1940s-Does-Modern Anne Adams Dress

Summer is here, and I’ve been wearing dresses a lot lately. I’m trying to expand the number of dresses in my wardrobe and trying to incorporate more garments that make use of a pattern of some sort rather than just being a solid color. This new dress is… well, a dress, and it has a pattern! And, it’s purple with a wide skirt. What is not to like?

Robe with slip (1)

The inspiration is this Anne Adams dress pattern #4752 from the 1940s.


I love it, and really wanted to make a dress just like it. But then, I also wanted a nice full skirt just like another dress I bought from H & M years ago and wear often. Turns out that the full skirt made the angled stripes on the skirt totally impossible to pull off. I tried! It was sad looking, though, and in the end I decided I’d be much happier with the dress if I adjusted the design to accommodate my more-full-than-1940s skirt. Good decision, because I love the dress just as it is! I wouldn’t mind some day making the dress with a skirt that has less fullness and a more 1940s silhouette and trying the stripes as they are in the inspiration, but it wasn’t fated to be for this iteration.

Robe with slip
See? Because the skirt is full it’s a curved piece, which meant that the striped panel had to have darts to fit, which wrecked the line of the stripes.

Once I decided to go for the Modern-Does-1940s look I also decided not to bother with the buttons on the bodice. My dress does have topstitching like the pattern image, though you can’t really see it with all the stripes going on.

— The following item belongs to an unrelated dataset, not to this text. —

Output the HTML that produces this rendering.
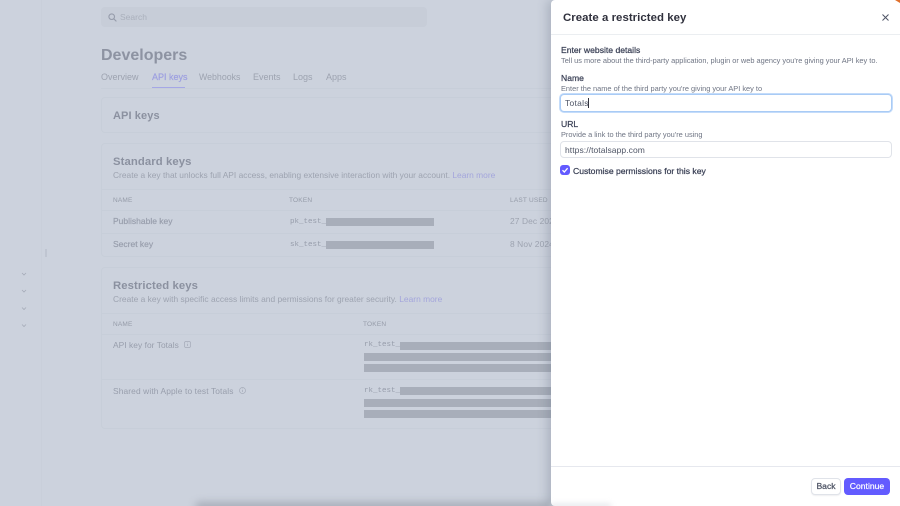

The dress is constructed from a medium weight cotton I found on the remnant table at my local fabric store for $3ish/yard. Love that price! The armholes and hems are finished with self fabric bias. The dress closes up the left side with a purple lapped zipper. If you’re going to be purple, why not be PURPLE? (Maybe I should call this the Purple People Eater Dress?)

Robe with slip (3)

The bodice is a little different than the inspiration, because I wanted to make it fit my body. Thus, both sides of the bodice are gathered into the angled waist piece to create space for the bust (in the inspiration the dress is drawn with the proper left side being flat… but that would mean also being flat chested on that side…). The other thing is that I have a shoulder seam in my dress, and I wound up gathering the front pieces at the shoulders to make the whole thing sit correctly on my body. You can see in the picture with the dress on the mannequin that it started out with no gathers on the shoulders, but it wasn’t fitting me in a flattering way, so I gave up and altered it to be comfortable.

Robe with slip (4)

The back bodice has darts and corresponding tucks in the skirt. The tucks were unintentional, added only because the skirt had stretched out and was bigger than the waistband when I went to attach them. That’s what happens when you cut corners and don’t stay stitch… But see the perfect chevrons on the side seam? They make me happy!

Robe with slip (2)

I’m wearing modern summer sandals, but I did attempt to do a nod-at-the-1940s hair style for the photos. I don’t mind the style, but clearly I need some more practice (and likely a different hair type without so much frizz) to really get a 1940s style going.

Thanks so much to my wonderful friend photographer, who is so willing and excited to document the things I make so I can share them on my blog! Of course, the trade off is that she gets to practice photography skills on a willing model… Works out well for both of us!

15 thoughts on “1940s-Does-Modern Anne Adams Dress

  1. That is just too cute on you!! You look great, and comfortable, both a big plus. How about trying it in a small polka dot next time, or even a flower print?

  2. Very charming, very summer-y. And there is nothing wrong with simple inspiration. No need for every garment to be an exact line for line replica of another. And I’m just guessing that the original pattern pictured produced a garment that had the fitting issues you discovered, such as flat chested on one side. (After all, a sketch doesn’t have to fit a body. Would have been interesting to see a photograph of an actual garment made from this pattern on a real body.)

    Keep on sewing and sharing.

  3. Your dress came out great! You hair? It is just fine. I have the same challenge and we just end up doing a lot of rolled and pinned styling which is totally period. You look great.

  4. Do you have a paper pattern from Anne Adam’s 4752A size small or 12 please let me know and how much would cost I live in New Zealand.

    1. Hi Tabitha,

      Thanks for your question. I’m sorry to say that the short answer is no, I do not have a paper pattern for Anne Adams 4752.

      By way of a longer explanation: I created the pattern for my version of this dress from scratch and made substantial changes to the original design in order to create a style I liked that also fit me. It is definitely an inspired-by dress in the end–I wouldn’t say that the pattern I created is really true to the original in many ways except the direction of the stripes.

      Sorry I don’t have better news and best of luck in your search!